Дождь барабанил по тонированным стеклам черного Mercedes G-Class, превращая вечерний город в размытое полотно из света и теней. Артур Волков откинул голову на подголовник из алькантары, пальцами в такт ударам капель отбивая ритм на рулевом колесе, обшитом мягчайшей кожей. Его пальцы – большие, с едва заметными шрамами на костяшках и коротко подстриженными ногтями – казались чуждыми этой роскоши. Они больше привыкли к шершавой ленте приклада, холодной стали оружия или к грубой веревке.
Он ненавидел такие заказы. «Персональная охрана». Это звучало так же противно, как и пахло – деньгами, приправленными паранойей и звездной болезнью. Обычно его агентство «Волк-Сейфти» работало с серьезными вещами: логистические центры, корпоративные переговоры, антикризисный менеджмент. Не с капризными блогерами или актрисами, боящимися папарацци.
Но Егор Сомов был старым знакомым, да и счет, который он выставил за этот «проект», заставил даже Артура присвистнуть про себя. Деньги, конечно, пахли прекрасно.

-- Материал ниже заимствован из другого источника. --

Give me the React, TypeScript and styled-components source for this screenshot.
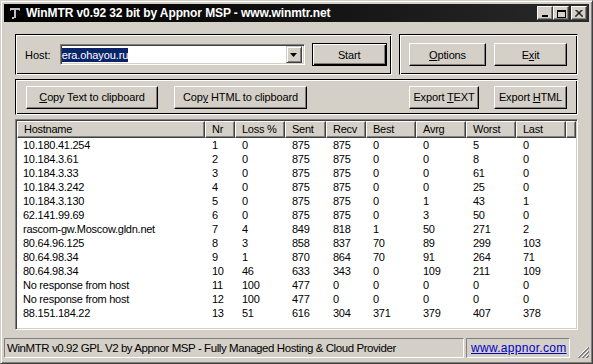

Навигатор вывел его к цели: заброшенный кирпичный завод на окраине, превращенный в лофт-пространство. «Галерея Сомова». Высокие окна, залитые изнутри теплым светом, выглядели как гигантские аквариумы в мрачной стене прошлого века.
Артур заглушил двигатель, секунду посидел в тишине, слушая, как дождь стихает до мелкой измороси. Он провел ладонью по щетине на щеках, надел темные очки, хотя солнца не было уже часа три. Привычка. Последний щит перед выходом в поле.
Выходя из машины, он автоматически оценил обстановку: три выхода, включая аварийные, плохая освещенность по периметру, кусты, идеальные для засады. «Херовое место для галереи», – констатировал он про себя и тяжелой, уверенной походкой направился к главному входу.
Дверь была не заперта. Войдя внутрь, Артур на мгновение застыл, пораженный. Контраст был ошеломляющим.
Снаружи – грязь, запустение, промозглая осень. Внутри – царство грубой силы, облаченное в утонченность. Высоченные потолки с открытыми стальными фермами, кирпичные стены, не тронутые штукатуркой, и бетонный пол, отполированный до зеркального блеска. И на этом индустриальном фоне – взрыв цвета, текстуры и чувственности.
Повсюду висели огромные полотна. Но это были не просто картины. Они были живыми. Сквозь слои краски прорастала стальная проволока, изгибаясь в причудливые, порой болезненные формы. Кое-где к холстам были пришиты куски шелка, бархата, кружева. Они развевались от сквозняка, словно дыша. Скульптуры из обрезков ржавого металла сплетались в объятиях с хрупкими стеклянными формами. Это было красиво, странно и откровенно провокационно.